= Daniel Guilet =

French musician

Daniel Guilet (born Daniel Guilevitch, Russian: Даниил Гилевич, January 10, 1899 - October 14, 1990) was a French, and later, American, classical violinist, best known for being a founding member of the Beaux Arts Trio.

He was born at Rostov-on-Don in the Russian Empire and raised in Paris, where his family moved when he was less than a year old. His teachers at the Conservatoire de Paris included George Enescu and Guillaume Rémy. He played in the Calvet Quartet and as a soloist, and toured France with Maurice Ravel playing his accompaniments.

He immigrated in 1941 to the U.S. in his forties, and changed his surname to Guilet. Next year he organized a string quartet bearing his own surname. In 1944, he joined the NBC Symphony Orchestra, under conductor Arturo Toscanini; Guilet became concertmaster in 1951, and continued in that position in 1954 when Toscanini retired and the orchestra was renamed the Symphony of the Air.

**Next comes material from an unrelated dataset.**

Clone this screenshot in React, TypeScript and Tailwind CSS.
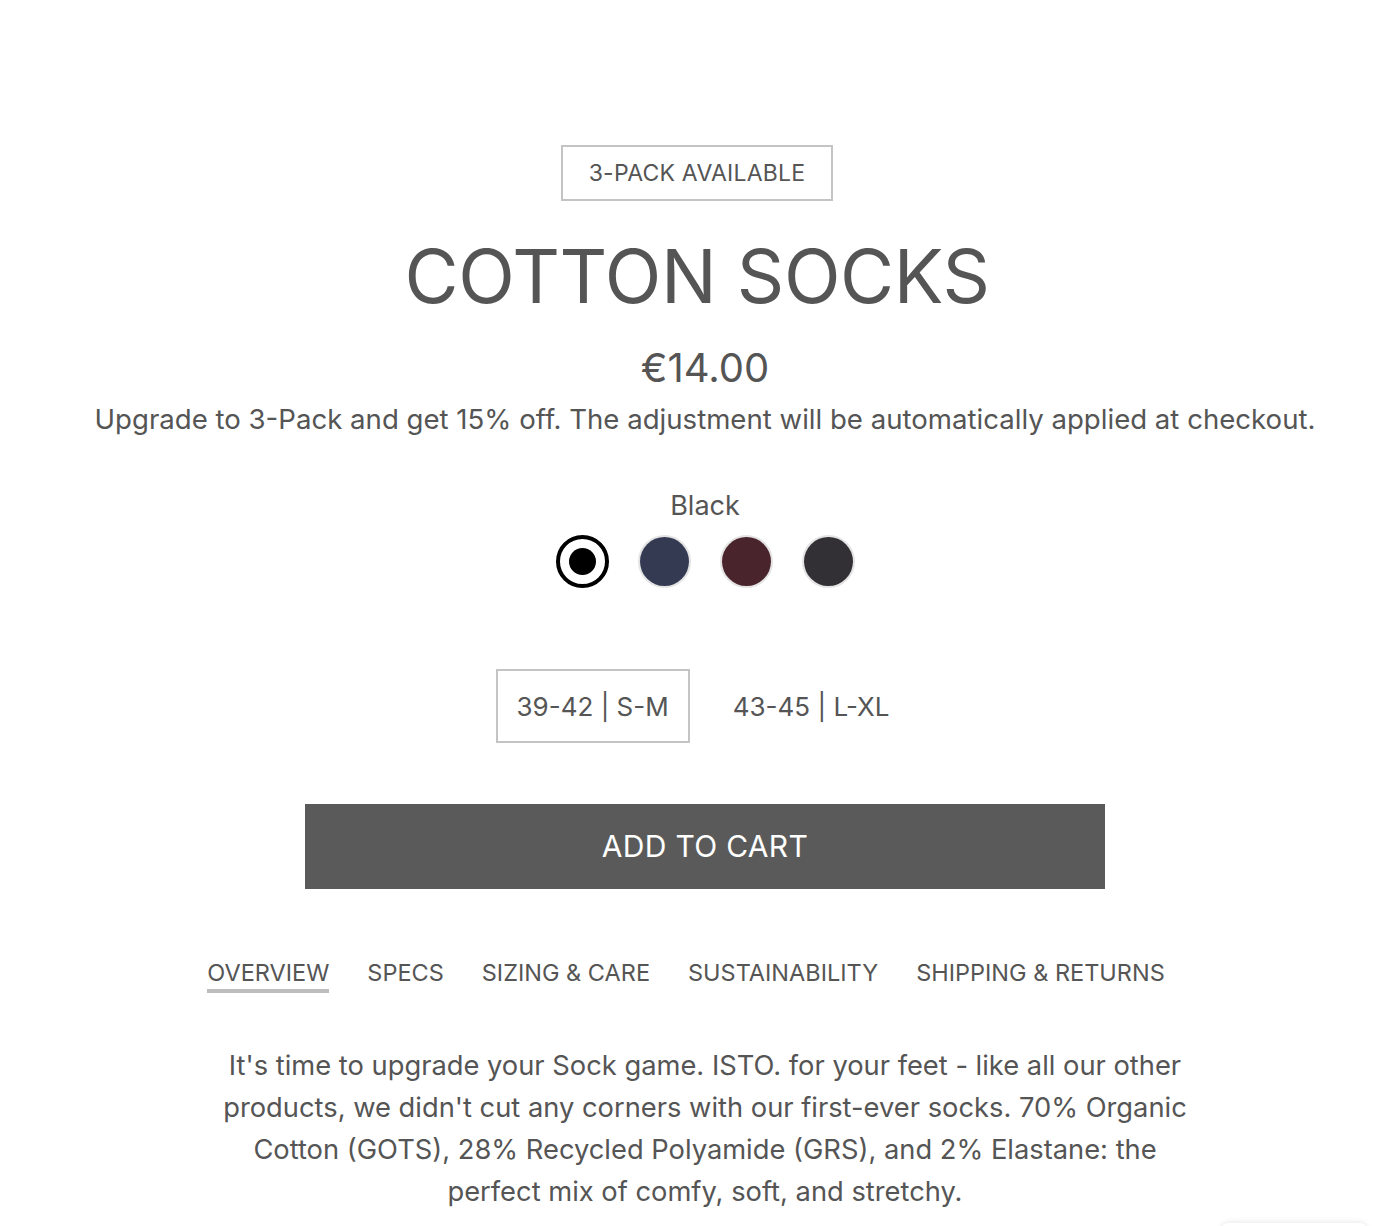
import React, { useState } from 'react';

const swatches = [
  { name: 'Black', color: 'bg-black' },
  { name: 'Navy', color: 'bg-[#333a52]' },
  { name: 'Burgundy', color: 'bg-[#49242c]' },
  { name: 'Charcoal', color: 'bg-[#323034]' },
];

const tabs = ['OVERVIEW', 'SPECS', 'SIZING & CARE', 'SUSTAINABILITY', 'SHIPPING & RETURNS'];

const App = () => {
  const [selected, setSelected] = useState(0);
  const [size, setSize] = useState(0);
  const [tab, setTab] = useState(0);

  return (
    <div className="min-h-[1226px] bg-white text-[#555] font-['Inter',sans-serif] flex flex-col items-center overflow-hidden relative pl-[32px]">
      <div className="mt-[145px] mr-[16px] h-[56px] px-[26px] border-2 border-[#c4c4c4] flex items-center text-[23px] tracking-[0.01em]">
        3-PACK AVAILABLE
      </div>

      <h1 className="mt-[30px] mr-[16px] text-[74px] leading-[90px] font-normal tracking-[-0.005em]">COTTON SOCKS</h1>

      <div className="mt-[24px] text-[40px] leading-[46px]">€14.00</div>
      <p className="mt-[9px] text-[27.6px] leading-[38px]">
        Upgrade to 3-Pack and get 15% off. The adjustment will be automatically applied at checkout.
      </p>

      <div className="mt-[51px] text-[27px] leading-[34px]">{swatches[selected].name}</div>
      <div className="mt-[12px] flex gap-[29px]">
        {swatches.map((s, i) => (
          <button
            key={s.name}
            onClick={() => setSelected(i)}
            className={
              i === selected
                ? 'w-[53px] h-[53px] rounded-full border-[4px] border-black flex items-center justify-center bg-white'
                : 'w-[53px] h-[53px] rounded-full border-2 border-[#e4e4e4] flex items-center justify-center bg-white'
            }
          >
            <span className={i === selected ? `w-[27px] h-[27px] rounded-full ${s.color}` : `w-[49px] h-[49px] rounded-full ${s.color}`} />
          </button>
        ))}
      </div>

      <div className="mt-[81px] ml-[16px] flex gap-[2px] text-[26px]">
        {['39-42 | S-M', '43-45 | L-XL'].map((s, i) => (
          <button
            key={s}
            onClick={() => setSize(i)}
            className={
              i === size
                ? 'h-[74px] px-[19px] border-2 border-[#c4c4c4]'
                : 'h-[74px] px-[39px] border-2 border-transparent'
            }
          >
            {s}
          </button>
        ))}
      </div>

      <button className="mt-[61px] w-[800px] h-[85px] bg-[#5a5a5a] text-white text-[30px] tracking-[0.01em]">
        ADD TO CART
      </button>

      <div className="mt-[68px] flex text-[23.5px] leading-[32px]">
        {tabs.map((t, i) => (
          <button
            key={t}
            onClick={() => setTab(i)}
            className={i === tab ? 'mr-[38px] border-b-4 border-[#bdbdbd]' : 'mr-[38px] border-b-4 border-transparent'}
          >
            {t}
          </button>
        ))}
      </div>

      <p className="mt-[52px] w-[990px] text-center text-[27.3px] leading-[42px]">
        It's time to upgrade your Sock game. ISTO. for your feet - like all our other products, we didn't cut any corners with our first-ever socks. 70% Organic Cotton (GOTS), 28% Recycled Polyamide (GRS), and 2% Elastane: the perfect mix of comfy, soft, and stretchy.
      </p>

      <div className="absolute left-[1222px] top-[1223px] w-[144px] h-[40px] rounded-md bg-white shadow-[0_0_6px_rgba(0,0,0,0.12)]" />
    </div>
  );
};

export default App;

Also in 1954, he invited cellist Bernard Greenhouse to join him and Menahem Pressler, with whom Guilet had previously made recordings, in playing informally—supposedly, as Greenhouse put it 25 years later, just "to play some Mozart". As it turned out, they named their group the Beaux Arts Trio, and began playing in public at Tanglewood in 1955. The ensemble built an international reputation, and (at the time of his death 35 years later, and 30 after his retirement) The New York Times described it as still the "most prominent trio" in chamber music, anywhere.

Guilet retired from performing in 1969, retiring from teaching at Indiana University at the same time; he then moved to teaching at the University of Oklahoma. He also taught at the Manhattan School of Music, the Royal Conservatory of Music in Montreal, and Baylor University. He died following a cerebral hemorrhage at the age of 91.